Multiple. (1) Continuous spectrum: thermal radiation from photosphere. Peak wavelength → temperature (Wien's law). (2) Absorption lines: identifies elements + ionization states + temperature. (3) Doppler shift: line wavelengths shifted → radial velocity. (4) Line broadening: thermal motion, rotation, turbulence. (5) Zeeman splitting: magnetic field strength. (6) Gravity (logg): pressure broadening of line wings.
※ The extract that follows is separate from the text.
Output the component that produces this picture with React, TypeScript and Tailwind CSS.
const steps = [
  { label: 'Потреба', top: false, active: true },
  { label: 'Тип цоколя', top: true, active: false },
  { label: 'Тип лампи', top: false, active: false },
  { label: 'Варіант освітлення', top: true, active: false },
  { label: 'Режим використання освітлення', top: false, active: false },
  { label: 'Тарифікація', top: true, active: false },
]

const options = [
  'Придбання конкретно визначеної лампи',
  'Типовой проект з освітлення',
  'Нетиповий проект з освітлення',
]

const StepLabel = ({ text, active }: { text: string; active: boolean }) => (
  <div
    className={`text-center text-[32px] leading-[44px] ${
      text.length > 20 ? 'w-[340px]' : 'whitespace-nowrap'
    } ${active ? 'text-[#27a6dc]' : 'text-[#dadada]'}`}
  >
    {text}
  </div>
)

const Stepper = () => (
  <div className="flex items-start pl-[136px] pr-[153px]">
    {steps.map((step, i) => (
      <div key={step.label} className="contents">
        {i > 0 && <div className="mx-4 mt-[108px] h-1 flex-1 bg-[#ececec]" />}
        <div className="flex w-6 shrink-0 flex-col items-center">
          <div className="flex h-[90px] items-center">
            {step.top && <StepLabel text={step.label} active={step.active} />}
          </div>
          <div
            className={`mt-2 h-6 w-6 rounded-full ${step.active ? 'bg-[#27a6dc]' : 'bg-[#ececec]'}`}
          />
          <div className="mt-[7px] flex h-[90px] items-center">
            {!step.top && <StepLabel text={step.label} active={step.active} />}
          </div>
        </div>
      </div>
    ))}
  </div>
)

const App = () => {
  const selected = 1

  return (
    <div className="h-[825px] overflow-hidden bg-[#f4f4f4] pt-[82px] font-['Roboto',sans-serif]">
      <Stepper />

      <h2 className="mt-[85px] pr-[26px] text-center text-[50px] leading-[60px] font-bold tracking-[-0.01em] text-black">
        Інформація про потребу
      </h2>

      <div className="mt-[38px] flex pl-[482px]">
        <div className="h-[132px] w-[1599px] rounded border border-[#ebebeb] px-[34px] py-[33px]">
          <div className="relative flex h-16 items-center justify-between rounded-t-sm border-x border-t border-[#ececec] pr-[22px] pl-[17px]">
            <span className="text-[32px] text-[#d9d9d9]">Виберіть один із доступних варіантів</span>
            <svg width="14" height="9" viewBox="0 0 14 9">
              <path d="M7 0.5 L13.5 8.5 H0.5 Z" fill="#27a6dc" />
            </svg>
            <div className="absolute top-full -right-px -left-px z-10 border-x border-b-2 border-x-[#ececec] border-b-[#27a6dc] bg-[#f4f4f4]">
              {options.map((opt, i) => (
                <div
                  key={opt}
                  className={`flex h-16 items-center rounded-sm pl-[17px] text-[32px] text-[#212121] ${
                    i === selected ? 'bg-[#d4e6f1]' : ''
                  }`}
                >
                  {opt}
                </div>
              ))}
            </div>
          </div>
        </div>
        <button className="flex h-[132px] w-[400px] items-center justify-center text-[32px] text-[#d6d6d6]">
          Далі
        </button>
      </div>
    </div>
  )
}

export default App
How are spectral types determined?

Strength of various absorption lines indicates temperature. O stars: He II lines. B: He I + H. A: H Balmer lines strong. F: Ca II. G: Sun-like — Ca II + many metal lines. K: TiO weak; CN bands. M: TiO strong; very cool. Temperature order: O hottest, M coolest. Numerical subclasses (e.g., G2 = Sun) for finer distinction.

How is composition measured?

Identify each element's spectral lines. Compare intensities to model predictions for various abundances. Stellar atmosphere modeling. Result: chemical composition (helium, metals, etc.). Very metal-poor stars (Pop II) found in galactic halo. Most stars: solar-like metal abundance.
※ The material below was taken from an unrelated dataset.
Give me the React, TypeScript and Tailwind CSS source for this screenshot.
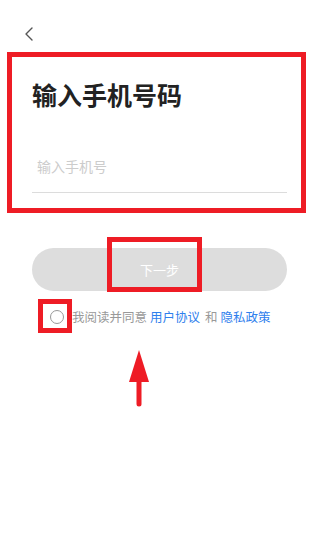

What's a "metal" in astronomy?

Anything heavier than helium. Includes: Mg, Si, Ca, Fe, etc. Despite chemical inaccuracy, common usage. Sun's metal content: ~1.5%. Pop II stars: 0.001-0.1× solar. Population III stars (theoretical): zero metals — pure H + He from BB.

How is radial velocity measured?

Doppler shift of spectral lines. Compare observed to laboratory wavelengths. Δλ/λ = v/c. Modern instruments (ESPRESSO, HARPS): precision <1 m/s. Used for: stellar binaries, galactic dynamics, exoplanet detection. Most fundamental observable in spectroscopy.

What about temperature?

Multiple methods. (1) Wien's law: λ_max = 2.898×10⁻³/T. Peak in spectrum gives T. (2) Color: blue stars hot; red stars cool. (3) Specific spectral lines — different lines optimal at different T. (4) Hα profile width. (5) Iron line strengths. Combined: T to ~50 K precision.

How are massive surveys done?

SDSS, LAMOST (China), 4MOST (Europe), DESI (US), APOGEE — millions of stellar spectra. Robotic operation. Multi-fiber spectrographs simultaneously observe many stars. Computer analysis. Statistical studies of galactic populations, stellar physics, evolution. Driving most modern stellar astronomy.